One, I can't do it without the help of AI. Two, like let me use these MCPs to get me unblocked to build this product. And where I find MCP working really well is like onboarding. Like I didn't know anything about those two open source projects but I onboarded myself pretty quickly into them thanks to MCP.

Am I using them day to day all the time? No, but when I have to go do some cleanup or if I didn't want to build like a larger feature or new pipeline, I will bring those in for that experience.

Adam: Yeah. And I mean one of the things with the Snowflake one that I'm kind of excited about is like Snowflake has put a lot into text-to-SQL. And so you can have your own kind of internal stuff to query your warehouse, it's like almost basically free. You can kind of just like set it up and be like, if I work in healthcare, "show me patients where this happened."

John: Yeah.

Adam: And definitely that's game changer for them.

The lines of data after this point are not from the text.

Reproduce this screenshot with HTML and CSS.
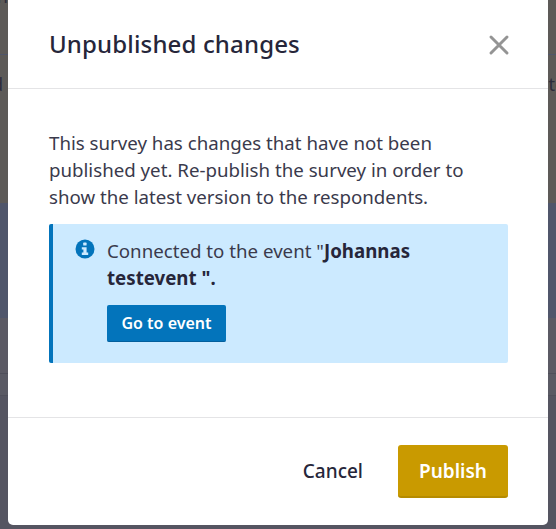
FILE: index.html
```html
<!DOCTYPE html>
<html lang="en">
<head>
    <meta charset="UTF-8">
    <meta name="viewport" content="width=device-width, initial-scale=1.0">
    <title>Unpublished changes</title>
    <link rel="stylesheet" href="styles.css">
</head>
<body>

<div class="backdrop">
    <div class="band-header">
        <div class="page-row page-row-top"><span>in</span><span>e</span></div>
    </div>
    <div class="band-top">
        <div class="page-row"><span>d</span><span>to</span></div>
    </div>
    <div class="band-blue"></div>
    <div class="band-gray"></div>
    <div class="band-low"></div>
    <div class="band-bottom"></div>
</div>

<div class="modal">
    <div class="modal-header">
        <h2>Unpublished changes</h2>
        <button class="close-btn" aria-label="Close">
            <svg width="22" height="22" viewBox="0 0 22 22">
                <path d="M3 3 L19 19 M19 3 L3 19" stroke="#949494" stroke-width="3" stroke-linecap="round" fill="none"/>
            </svg>
        </button>
    </div>

    <div class="modal-body">
        <p>This survey has changes that have not been published yet. Re-publish the survey in order to show the latest version to the respondents.</p>

        <div class="info-box">
            <svg class="info-icon" width="20" height="20" viewBox="0 0 20 20">
                <circle cx="10" cy="10" r="9.5" fill="#0374bb"/>
                <rect x="8.2" y="3.6" width="3.4" height="3" rx="0.6" fill="#cceaff"/>
                <path d="M6.8 8.2 H11.6 V13.6 H13.2 V16 H6.8 V13.6 H8.4 V10.6 H6.8 Z" fill="#cceaff"/>
            </svg>
            <div class="info-content">
                <div class="info-text">Connected to the event "<strong>Johannas testevent ".</strong></div>
                <button class="event-btn">Go to event</button>
            </div>
        </div>
    </div>

    <div class="modal-footer">
        <button class="cancel-btn">Cancel</button>
        <button class="publish-btn">Publish</button>
    </div>
</div>

</body>
</html>
```

FILE: styles.css
```css
body {
    font-family: 'Noto Sans', 'Open Sans', sans-serif;
    background-color: #555561;
    margin: 0;
    height: 529px;
    overflow: hidden;
    color: #26263a;
}
.backdrop {
    position: absolute;
    top: 0;
    left: 0;
    width: 100%;
    height: 100%;
    overflow: hidden;
    display: flex;
    flex-direction: column;
}
.band-header {
    height: 54px;
    background: #5d5a58;
    border-bottom: 1px solid #50566b;
}
.band-top {
    height: 148px;
    background: #5d5a58;
}
.band-blue {
    height: 115px;
    background: #50566b;
}
.band-gray {
    height: 55px;
    background: #5b5a64;
    border-bottom: 1px solid #4f4f5a;
}
.band-low {
    height: 21px;
    background: #5a5a64;
    border-bottom: 1px solid #50505b;
}
.band-bottom {
    flex: 1;
    background: #555561;
}
.page-row {
    display: flex;
    justify-content: space-between;
    margin: 17px -10px 0 -8px;
    font-size: 18px;
    line-height: 24px;
    color: #2c2c3c;
}
.page-row-top {
    margin-top: -16px;
}
.modal {
    position: absolute;
    top: -4px;
    left: 8px;
    width: 540px;
    height: 529px;
    background: #fff;
    border-radius: 5px;
    display: flex;
    flex-direction: column;
}
.modal-header {
    flex: none;
    height: 93px;
    box-sizing: border-box;
    padding: 3px 38px 0 41px;
    border-bottom: 1px solid #e4e4e6;
    display: flex;
    align-items: center;
    justify-content: space-between;
}
h2 {
    margin: 0;
    font-size: 24px;
    font-weight: 500;
    letter-spacing: 0.15px;
    color: #26263a;
}
.close-btn {
    background: none;
    border: none;
    padding: 0;
    margin-top: 3px;
    height: 22px;
    cursor: pointer;
}
.modal-body {
    flex: 1;
    padding: 40px 40px 0 41px;
}
.modal-body p {
    margin: 0 0 14px;
    font-size: 18.7px;
    line-height: 27px;
    color: #3a3a4c;
}
.info-box {
    display: flex;
    gap: 12px;
    background: #cceaff;
    border-left: 4px solid #0374bb;
    border-radius: 2px;
    padding: 13px 22px 20px 22px;
    height: 139px;
    box-sizing: border-box;
}
.info-icon {
    flex: none;
    margin-top: 2px;
}
.info-text {
    font-size: 18.7px;
    line-height: 27px;
    color: #3a3a4c;
}
.info-text strong {
    color: #26263a;
}
.event-btn {
    margin-top: 14px;
    width: 119px;
    height: 37px;
    background: #0374bb;
    border: none;
    border-bottom: 1px solid #035f9c;
    border-radius: 2px;
    color: #fff;
    font-family: inherit;
    font-size: 16px;
    font-weight: 600;
    cursor: pointer;
}
.modal-footer {
    flex: none;
    height: 108px;
    box-sizing: border-box;
    border-top: 1px solid #e4e4e6;
    padding: 27px 40px 0 0;
    display: flex;
    justify-content: flex-end;
    align-items: flex-start;
    gap: 35px;
}
.cancel-btn {
    height: 51px;
    background: none;
    border: none;
    padding: 0;
    color: #26263a;
    font-family: inherit;
    font-size: 19px;
    font-weight: 500;
    cursor: pointer;
}
.publish-btn {
    width: 110px;
    height: 53px;
    background: #c99a00;
    border: none;
    border-bottom: 2px solid #b58b00;
    border-radius: 3px;
    color: #fff;
    font-family: inherit;
    font-size: 19px;
    font-weight: 600;
    cursor: pointer;
}
```
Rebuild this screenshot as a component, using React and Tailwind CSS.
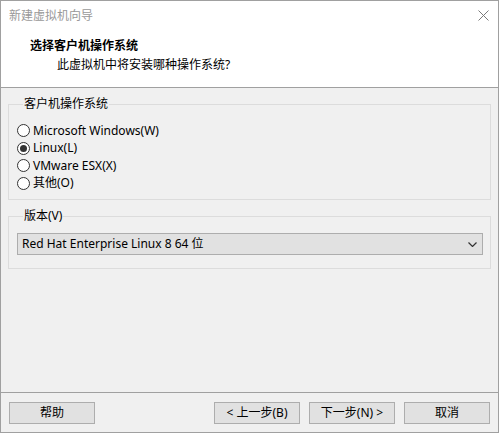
import React from 'react';

const FONT = "font-['Noto_Sans','Noto_Sans_CJK_SC',sans-serif]";

const Radio = ({ label, checked }) => (
  <div className="flex items-center h-[17.5px]">
    <span className="w-[13px] h-[13px] rounded-full border border-[#333] bg-white flex items-center justify-center">
      {checked && <span className="w-[7px] h-[7px] rounded-full bg-[#333]" />}
    </span>
    <span className="ml-[3px] text-[12px] text-black leading-none">{label}</span>
  </div>
);

const Btn = ({ children, className = '' }) => (
  <button className={`h-[22px] w-[86px] border border-[#adadad] bg-[#e1e1e1] text-[12px] text-black leading-none ${className}`}>
    {children}
  </button>
);

const App = () => {
  return (
    <div className={`w-[499px] h-[433px] border border-[#a0a0a0] bg-[#f0f0f0] flex flex-col ${FONT}`}>
      {/* title bar */}
      <div className="h-[30px] bg-white flex items-center justify-between pl-[8px] pr-[9px]">
        <span className="text-[12px] text-[#999]">新建虚拟机向导</span>
        <svg width="11" height="11" viewBox="0 0 11 11" className="mb-[1px]">
          <path d="M0.5 0.5 L10.5 10.5 M10.5 0.5 L0.5 10.5" stroke="#7a7a7a" strokeWidth="1" fill="none" />
        </svg>
      </div>

      {/* header */}
      <div className="h-[57px] bg-white border-b border-[#a0a0a0] pl-[29px] pt-[6px]">
        <div className="text-[12px] font-bold text-black leading-[18px]">选择客户机操作系统</div>
        <div className="text-[12px] text-black leading-[18px] pl-[27px] mt-[1px]">此虚拟机中将安装哪种操作系统?</div>
      </div>

      {/* body */}
      <div className="flex-1 px-[7px] pt-[8px]">
        <fieldset className="border border-[#dcdcdc] h-[104px] pl-[8px] pt-[10px]">
          <legend className="ml-[6px] px-[1px] text-[12px] text-black leading-[16px]">客户机操作系统</legend>
          <Radio label="Microsoft Windows(W)" />
          <Radio label="Linux(L)" checked />
          <Radio label="VMware ESX(X)" />
          <Radio label="其他(O)" />
        </fieldset>

        <fieldset className="border border-[#dcdcdc] h-[61px] mt-[8px] pl-[8px] pr-[7px] pt-[9px]">
          <legend className="ml-[6px] px-[1px] text-[12px] text-black leading-[16px]">版本(V)</legend>
          <div className="h-[22px] border border-[#adadad] bg-[#e1e1e1] flex items-center justify-between pl-[4px] pr-[5px]">
            <span className="text-[12px] text-black">Red Hat Enterprise Linux 8 64 位</span>
            <svg width="9" height="5" viewBox="0 0 9 5">
              <path d="M0.5 0.5 L4.5 4.5 L8.5 0.5" stroke="#333" strokeWidth="1.2" fill="none" />
            </svg>
          </div>
        </fieldset>
      </div>

      {/* footer */}
      <div className="h-[40px] border-t border-[#a0a0a0] flex items-start pt-[9px] pl-[8px] pr-[8px]">
        <Btn>帮助</Btn>
        <div className="flex-1" />
        <Btn>&lt; 上一步(B)</Btn>
        <Btn className="ml-[9px]">下一步(N) &gt;</Btn>
        <Btn className="ml-[9px]">取消</Btn>
      </div>
    </div>
  );
};

export default App;
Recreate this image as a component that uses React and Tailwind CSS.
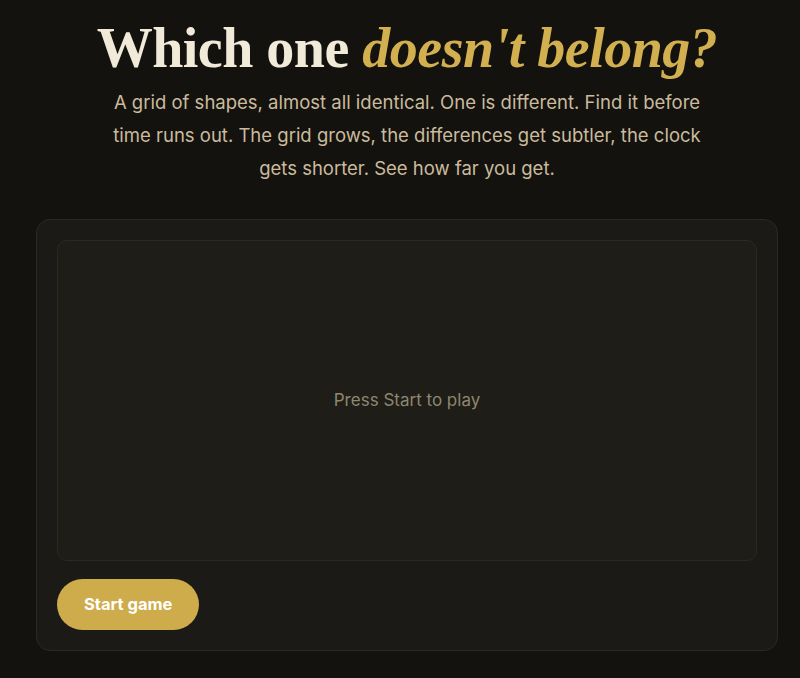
import React from "react";

const serif = { fontFamily: '"Liberation Serif", "DejaVu Serif", serif' };

export default function App() {
  return (
    <div
      className="min-h-[678px] w-full bg-[#13120f] pt-[16px]"
      style={{ fontFamily: '"Inter", "Noto Sans", sans-serif' }}
    >
      <header className="ml-[36px] w-[742px] text-center">
        <h1
          className="text-[56px] font-bold leading-[64px] tracking-[-0.5px] text-[#f2ead9]"
          style={serif}
        >
          Which one <em className="text-[#d2b04f]">doesn't belong?</em>
        </h1>
        <p className="mx-auto mt-[6px] w-[602px] text-[18.5px] leading-[33px] text-[#cbbb9c]">
          A grid of shapes, almost all identical. One is different. Find it before time runs out.
          The grid grows, the differences get subtler, the clock gets shorter. See how far you get.
        </p>
      </header>

      <section className="ml-[36px] mt-[34px] w-[742px] rounded-[14px] border border-[#2a2922] bg-[#1b1a16] p-[20px]">
        <div className="flex h-[321px] items-center justify-center rounded-[10px] border border-[#2a2923] bg-[#1e1d18]">
          <span className="text-[17px] text-[#8f8670]">Press Start to play</span>
        </div>
        <button className="mt-[18px] h-[51px] rounded-full bg-[#ceac4b] px-[27px] text-[16.5px] font-bold text-white">
          Start game
        </button>
      </section>
    </div>
  );
}
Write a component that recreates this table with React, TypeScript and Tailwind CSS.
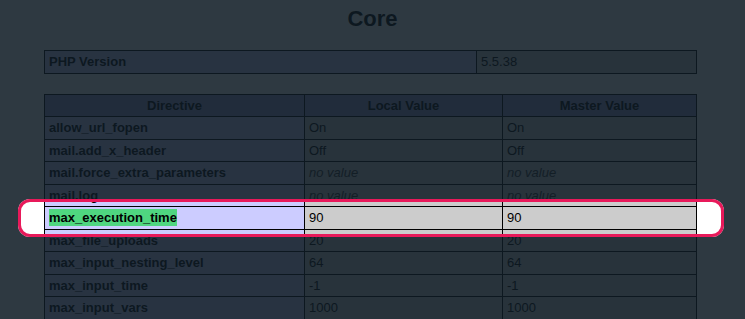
import React from 'react'

type Row = {
  name: string
  local: string
  master: string
}

const rows: Row[] = [
  { name: 'allow_url_fopen', local: 'On', master: 'On' },
  { name: 'mail.add_x_header', local: 'Off', master: 'Off' },
  { name: 'mail.force_extra_parameters', local: '', master: '' },
  { name: 'mail.log', local: '', master: '' },
  { name: 'max_execution_time', local: '90', master: '90' },
  { name: 'max_file_uploads', local: '20', master: '20' },
  { name: 'max_input_nesting_level', local: '64', master: '64' },
  { name: 'max_input_time', local: '-1', master: '-1' },
  { name: 'max_input_vars', local: '1000', master: '1000' },
]

const cell = 'border border-black px-[4px] py-[3px] text-[13px] leading-[15.5px]'

function Value({ v }: { v: string }) {
  // empty settings print the italic "no value" marker
  if (!v) return <i className="text-[#333]">no value</i>
  return <>{v}</>
}

export default function App() {
  return (
    <div className="relative h-[319px] overflow-hidden bg-white font-['Liberation_Sans',Arial,sans-serif] text-black">
      <h2 className="pt-[6px] text-center text-[22px] font-bold leading-[26px]">Core</h2>

      <table className="ml-[44px] mt-[18px] w-[653px] border-collapse">
        <tbody>
          <tr>
            <td className={`${cell} w-[432px] bg-[#ccccff] font-bold`}>PHP Version</td>
            <td className={`${cell} bg-[#cccccc]`}>5.5.38</td>
          </tr>
        </tbody>
      </table>

      <table className="ml-[44px] mt-[20px] w-[653px] border-collapse">
        <thead>
          <tr className="bg-[#9999cc]">
            <th className={`${cell} w-[260px] text-center font-bold`}>Directive</th>
            <th className={`${cell} w-[198px] text-center font-bold`}>Local Value</th>
            <th className={`${cell} text-center font-bold`}>Master Value</th>
          </tr>
        </thead>
        <tbody>
          {rows.map((r) => (
            <tr key={r.name}>
              <td className={`${cell} bg-[#ccccff] font-bold`}>
                {r.name === 'max_execution_time' ? (
                  <span className="bg-[#4fd680] py-[1px]">{r.name}</span>
                ) : (
                  r.name
                )}
              </td>
              <td className={`${cell} bg-[#cccccc]`}>
                <Value v={r.local} />
              </td>
              <td className={`${cell} bg-[#cccccc]`}>
                <Value v={r.master} />
              </td>
            </tr>
          ))}
        </tbody>
      </table>

      {/* spotlight: dims the page everywhere except inside the outlined row */}
      <div className="absolute left-[18px] top-[199px] h-[38px] w-[706px] rounded-[12px] border-[3px] border-[#e8195a] shadow-[0_0_0_2000px_rgba(15,28,37,0.87)]" />
    </div>
  )
}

John: Yeah, this was actually a few models we were looking at using at the Linux foundation was their Arctic text-to-SQL models which are like very good and very cutting edge and can start to unlock some of those like niche use cases that you were talking about where it's like maybe you don't need the whole entire like chat box window thing or like chat agent, but like something that can take a shorter query, turn into SQL, hit your Snowflake, you get a bunch of data and then like that can unlock people who don't maybe have the data expertise.

It's very cool. But I think that's all the time we have for today. So Adam Hevenor, I wanted to say, thank you for joining us today. Check out Vibecheck, GitHub.com/hev/vibecheck or vibecheck.io. And remember, listeners, stay ready.